With a properly designed booster, and production/checkout system,
there's no particular reason why a one-launch-a-day rate can't be
sustained indefinitely. (Assuming the money is available...

....
It's not merely remotely feasible, it's clearly and straightforwardly
feasible. Good design in the launcher and the ground-support facilities
will certainly help, but the only part that's *necessary* is ample money.

Does anybody have a clue how much money is needed to design such a
booster (Zenit?, Angara?, ??) and the related automated production and
launch facilities? The scale (thousands of launches) would certainly
justify investing
quite a big $$$ into production/launch automation.
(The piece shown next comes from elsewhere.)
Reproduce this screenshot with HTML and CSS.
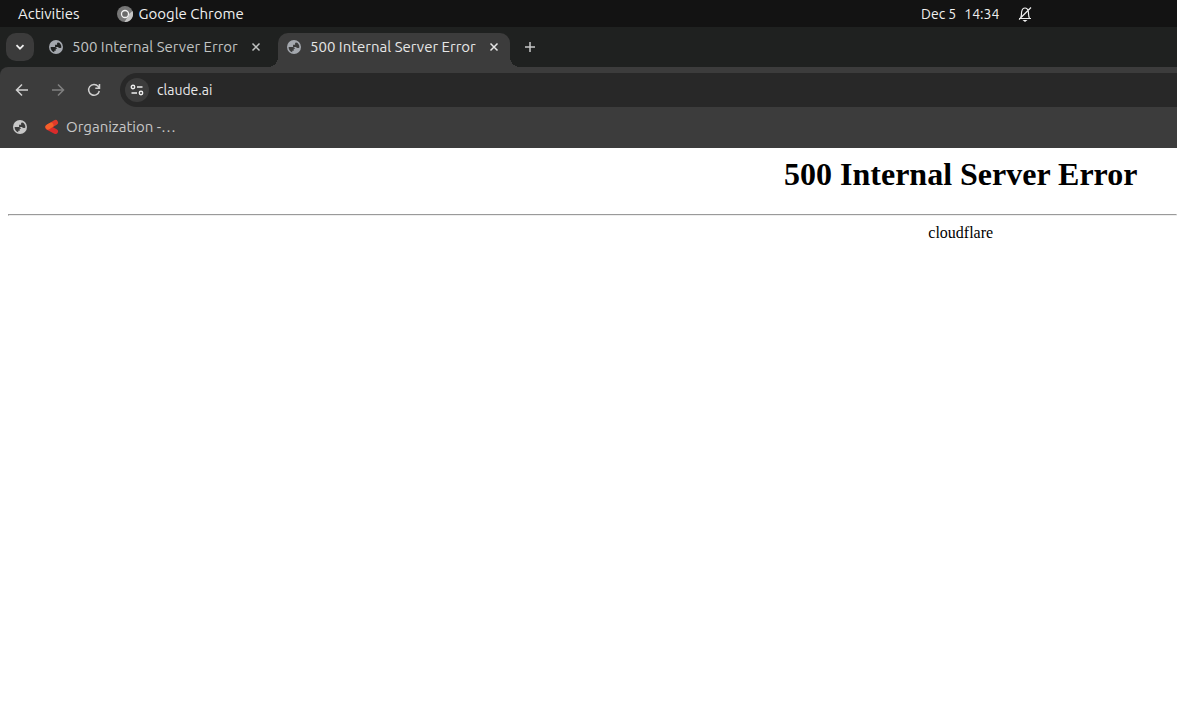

A rocket could (and should), after all, be simpler then the car I am
driving. While it would have much more metal and fuel, the costs of
those should be in the noise (about as much as in my car).

Stefan

P.S. What I would like to see (in addition, and in parallel with the
research into cheap launchers) is basic engineering research into
- simple, low cost and reliable reentry systems (ballutes?, ...)
- how to operate machinery in the lunar environment (dust, thermal
extremes)
- how to process lunar regolith into solar panels (the panels
could be inefficient, but the process should be automatic)
- trying out a small scale rotovator with currently available
technology (spectra?), just to figure out the potential unknown
problems
- ...

All of this done in real space, not just viewgraph engineering.